Does Brave's log, if a serious log is available, have the ability to immediately display a personal rule excluded from applicability because you have entered an exception rule?

3.png
 
I don't think Brave allows generic script injection like *##+js(scriptlet). As posted Sampei-San I am not advanced but middle level adblock user. The effort and research you put into configuring additional security and privacy protection with scriptlets and TopLevelDomain exceptions is impressive.

I have a simple 2 profile approach a mild filtering approach (work profile) and a nuke-them apporach (surfing profile). Also Chromium based browsers like Brave can be made very secure by hardening the website permissions as posted here (link)
 
Last edited:
Brave Shields does allow users to create scriptlets as of early 2025, v1.75. If you omit the prefix, the rule will apply to all websites: ##+js(myscript.js)

Compared to Vivaldi adblocker, which one is more efficeint if using the exact same filter lists?
Vivaldi's adblocker is built on top of Chromium's content embedding APIs in C++. It works pretty well and at a low level compared to installable extensions.

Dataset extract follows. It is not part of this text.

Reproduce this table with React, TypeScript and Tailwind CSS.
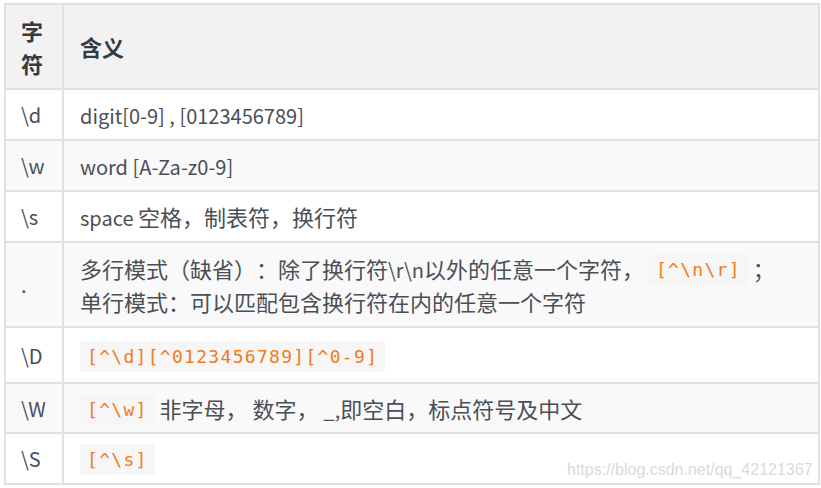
import React from 'react';

const Code = ({ children }: { children: React.ReactNode }) => (
  <code className="inline-block rounded-[3px] bg-[#f6f6f6] px-[7px] align-[2px] font-['DejaVu_Sans_Mono',monospace] text-[18px] leading-[31px] tracking-[1.3px] text-[#f47a17]">
    {children}
  </code>
);

// Latin runs sit a touch smaller than the CJK text around them
const L = ({ children }: { children: React.ReactNode }) => <span className="text-[20px] leading-none">{children}</span>;

const rows: { ch: string; body: React.ReactNode; shade?: boolean; pad?: string }[] = [
  { ch: '\\d', body: <L>digit[0-9] , [0123456789]</L> },
  { ch: '\\w', body: <L>word [A-Za-z0-9]</L>, shade: true },
  {
    ch: '\\s',
    body: (
      <>
        <L>space </L>空格，制表符，换行符
      </>
    ),
  },
  {
    ch: '.',
    shade: true,
    pad: 'py-[8.5px]',
    body: (
      <>
        多行模式（缺省）：除了换行符<L>\r\n</L>以外的任意一个字符，  <Code>[^\n\r]</Code> ；
        <br />
        单行模式：可以匹配包含换行符在内的任意一个字符
      </>
    ),
  },
  { ch: '\\D', body: <Code>[^\d][^0123456789][^0-9]</Code>, pad: 'py-[10.5px]' },
  {
    ch: '\\W',
    shade: true,
    pad: 'py-[7.5px]',
    body: (
      <>
        <Code>[^\w]</Code> 非字母， 数字， <L>_,</L>即空白，标点符号及中文
      </>
    ),
  },
  { ch: '\\S', body: <Code>[^\s]</Code> },
];

export default function App() {
  return (
    <div className="relative h-[488px] w-[821px] bg-white pl-[4px] pt-[3px] font-['Noto_Sans_CJK_SC',sans-serif] text-[22px] text-[#4a4f55] [text-spacing-trim:space-all]">
      <table className="w-[816px] border-collapse border-2 border-[#dfe2e5]">
        <thead>
          <tr className="bg-[#f2f2f2] text-[22px] font-bold leading-[33px] text-[#333a42]">
            <th className="w-[58px] border-2 border-[#dfe2e5] px-[15px] py-[8.5px] text-left">字符</th>
            <th className="border-2 border-[#dfe2e5] px-[16px] py-[8.5px] text-left">含义</th>
          </tr>
        </thead>
        <tbody>
          {rows.map((r) => (
            <tr key={r.ch} className={r.shade ? 'bg-[#f9f9f9]' : 'bg-white'}>
              <td className={`border-2 border-[#dfe2e5] px-[15px] text-[20px] leading-[33px] ${r.pad ?? 'py-[8px]'}`}>{r.ch}</td>
              <td className={`border-2 border-[#dfe2e5] px-[16px] leading-[33px] ${r.pad ?? 'py-[8px]'}`}>{r.body}</td>
            </tr>
          ))}
        </tbody>
      </table>
      <div className="absolute left-[567px] top-[458px] font-['Liberation_Sans',sans-serif] text-[16px] text-[#dadada]">
        https://blog.csdn.net/qq_42121367
      </div>
    </div>
  );
}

Brave's Rust adblocker is unique: it runs natively in the browser's core, mainly blocking at the request stage. It is extremely optimized with advanced features like CNAME uncloaking.
 
Last edited:
Brave Shields does allow users to create scriptlets as of early 2025, v1.75. If you omit the prefix, the rule will apply to all websites: ##+js(myscript.js)


Vivaldi's adblocker is built on top of Chromium's content embedding APIs in C++. It works pretty well and at a low level compared to installable extensions.

Brave's Rust adblocker is unique: it runs natively in the browser's core, mainly blocking at the request stage. It is extremely optimized with advanced features like CNAME uncloaking.

(y)

Thank you for your reply.
So we have to wait for someone to demonstrate (if they want to, of course ;)) what I highlighted with uBo to verify whether the feature I requested is present, just out of curiosity.:)
 
(y)

Thank you for your reply.
So we have to wait for someone to demonstrate (if they want to, of course ;)) what I highlighted with uBo to verify whether the feature I requested is present, just out of curiosity.:)
I'm not an adblocking or even a Brave expert. Brave has improved noticeably in multiple areas recently, including the adblocker, which inspired me to adopt it as my everyday browser. I'm finding it more agreeable this time around. I do some reading to learn more about it here and there.

It used to be that Brave Shields was restricted to ABP syntax, but that's no longer the case.

Shields permits uBO syntax according to this official support article: How do I manage adblock filters in Brave?
Brave is broadly compatible with uBlock Origin's filter rule syntax. We encourage you to refer to the uBlock Origin Static filter syntax page.

Differences in compatibility are treated as bugs and are documented in the adblock-rust issue tracker.